New Study Links Association Between Antihypertensive Medication and Serious Fall Injuries in Elderly
Today hypertension affects approximately two-thirds of people above the age of 60. With clinicians forced to balance the benefits of antihypertensive medicine with the potential adverse effects on an aging population, a new study published Feb. 24 in JAMA Internal Medicine sought to investigate the risk of falls associated with the treatment and found an association between antihypertensive medications and serious fall injuries in the elderly.

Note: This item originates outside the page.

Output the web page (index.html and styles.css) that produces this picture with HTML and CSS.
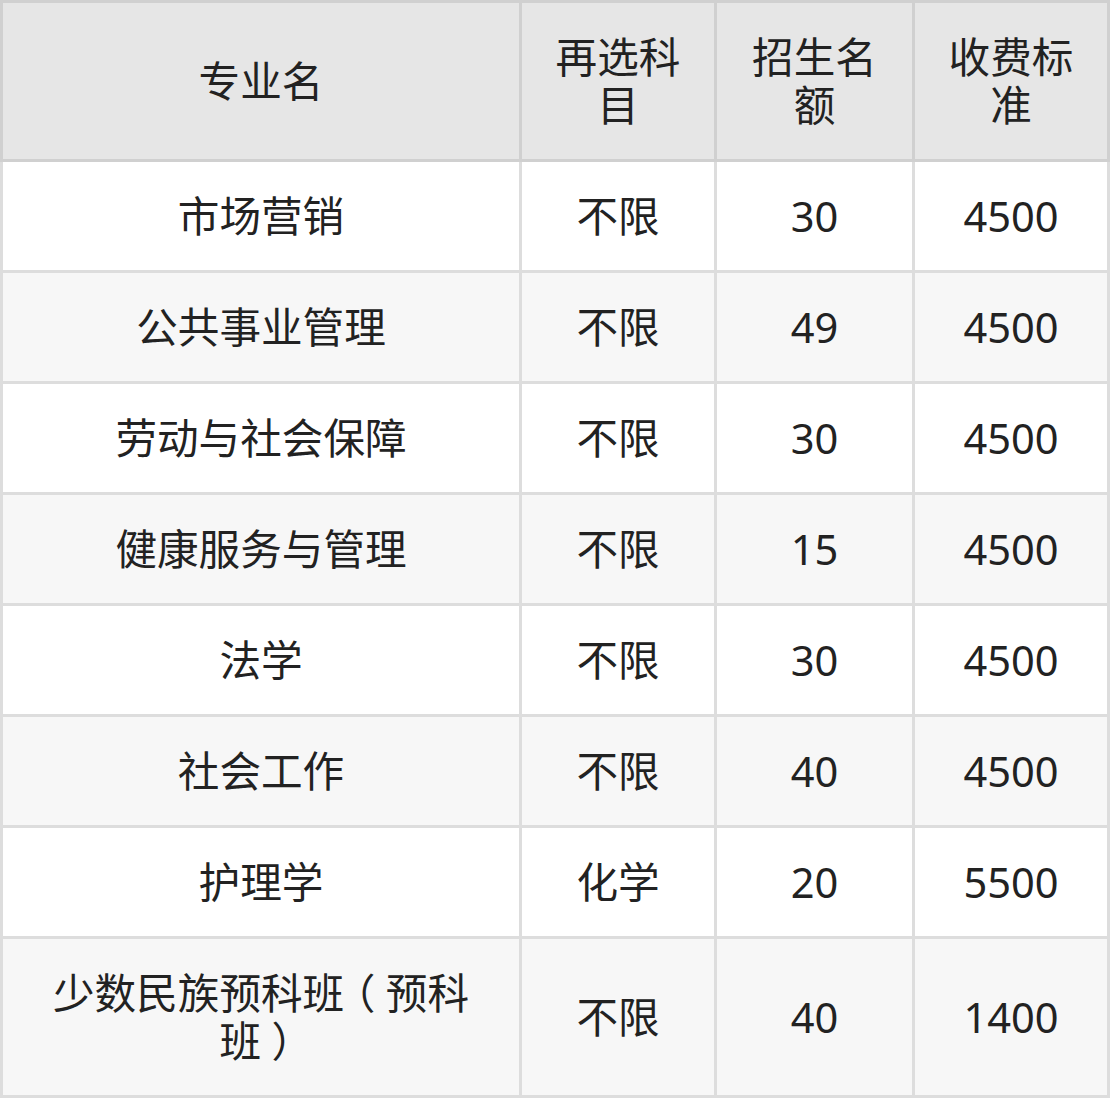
FILE: index.html
```html
<!DOCTYPE html>
<html lang="zh-CN">
<head>
<meta charset="utf-8">
<title>招生计划</title>
<link rel="stylesheet" href="styles.css">
</head>
<body>
<table class="plan">
  <colgroup>
    <col class="c1"><col class="c2"><col class="c3"><col class="c4">
  </colgroup>
  <thead>
    <tr><th>专业名</th><th>再选科目</th><th>招生名额</th><th>收费标准</th></tr>
  </thead>
  <tbody>
    <tr><td>市场营销</td><td>不限</td><td>30</td><td>4500</td></tr>
    <tr><td>公共事业管理</td><td>不限</td><td>49</td><td>4500</td></tr>
    <tr><td>劳动与社会保障</td><td>不限</td><td>30</td><td>4500</td></tr>
    <tr><td>健康服务与管理</td><td>不限</td><td>15</td><td>4500</td></tr>
    <tr><td>法学</td><td>不限</td><td>30</td><td>4500</td></tr>
    <tr><td>社会工作</td><td>不限</td><td>40</td><td>4500</td></tr>
    <tr><td>护理学</td><td>化学</td><td>20</td><td>5500</td></tr>
    <tr><td>少数民族预科班<span class="paren">（</span>预科班<span class="paren">）</span></td><td>不限</td><td>40</td><td>1400</td></tr>
  </tbody>
</table>
</body>
</html>
```

FILE: styles.css
```css
html, body {
  margin: 0;
  padding: 0;
  background: #ffffff;
}

.plan {
  width: 1110px;
  table-layout: fixed;
  border-collapse: separate;
  border-spacing: 0;
  font-family: "Noto Sans", "Noto Sans CJK SC", sans-serif;
  font-size: 41.6px;
  line-height: 48px;
  color: #222222;
}

.c1 { width: 522px; }
.c2 { width: 195px; }
.c3 { width: 198px; }
.c4 { width: 195px; }

.plan th,
.plan td {
  box-sizing: border-box;
  height: 111px;
  padding: 30px 30px;
  text-align: center;
  vertical-align: middle;
  font-weight: 400;
  border-right: 3px solid #dddddd;
  border-bottom: 3px solid #dddddd;
}

.plan th:first-child,
.plan td:first-child {
  border-left: 3px solid #dddddd;
}

.plan th {
  background: #e6e6e6;
  border-color: #d0d0d0;
  border-top: 3px solid #d0d0d0;
}

.plan th:first-child {
  border-left-color: #d0d0d0;
}

.plan tbody tr:nth-child(odd) td {
  background: #ffffff;
}

.plan tbody tr:nth-child(even) td {
  background: #f7f7f7;
}

.paren {
  display: inline-block;
  width: 1em;
  height: 48px;
  text-align: center;
  vertical-align: top;
  font-feature-settings: "halt";
  text-spacing-trim: space-all;
}
```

The study, led by Mary Tinetti, MD, section of geriatrics, department of internal medicine, Yale School of Medicine, performed an analysis drawn from participants (with a mean age of 80) enrolled from 2004 to 2007 in the Medicare Current Beneficiary Survey. From a sample of 4,961 people receiving at least one antihypertensive medication, the study found that after a three-year follow-up 446 individuals (nine percent) experienced a serious fall injury. These injuries included 107 hip fractures, 345 other major fractures in 312 individuals, 72 major head injuries, and 16 major joint dislocations. Fifty-eight participants endured more than one type of serious injury in a single fall. A total of 837 participants (16.9 percent) died during the follow-up, including 111 (24.9 percent) of the 446 participants who experienced a fall injury.
Accounting for the competing risk of mortality, antihypertensive medication use was associated with an increased risk of experiencing a serious fall injury. In subgroup analyses, a fall injury in the prior year was associated with more than doubling the risk of subsequent serious fall injuries with moderate and high intensity antihypertensive use compared without any antihypertensive use. The authors conclude that moving forward, "the potential harms vs. benefits of antihypertensive medications should be weighed in deciding to continue treatment with antihypertensive medications in older adults with multiple chronic conditions."
In a related editorial comment, Sarah Berry, MD, MPH and Douglas Kiel, MD, MPH, offer several theories as to why antihypertensive medications might cause an elevated risk of injurious falls: "first, the association between antihypertensive medications and injurious fall may be mediated by specific drug classes that lead to injury through their effect on bone and fracture risk. Loop diuretics are an obvious example; they promote renal calcium excretion and decrease bone mineral density, yet they have not been consistently associated with an elevated fracture risk. In contrast, calcium channel blockers and angiotensin receptor blockers do not affect bone mineral density, but they may increase the risk of injurious falls." Another possibility is not the medications themselves but rather "the underlying hypertensions or overall burden of illness. Individuals with treated hypertension may have more vascular disease or comorbid conditions that place them at an increased risk of falling," they add. A final possibility is that "antihypertensive drug increase the risk of injurious fall through their effect on blood pressure and orthostasis ... In the study by Tinetti et al, most users of antihypertensive medications (71.7 percent) were prescribed two or more antihypertensive drugs. Moderate to high exposure to multiple antihypertensive drugs is likely to result in greater reductions in systolic blood pressure, which could lead to an injurious fall."
While direct cause and effect cannot be established from Tinetti’s observational study, Berry and Kiel believe that it is the responsibility of the each clinician to individualize their decisions, treating hypertension according to functional status, life expectancy and preferences of care.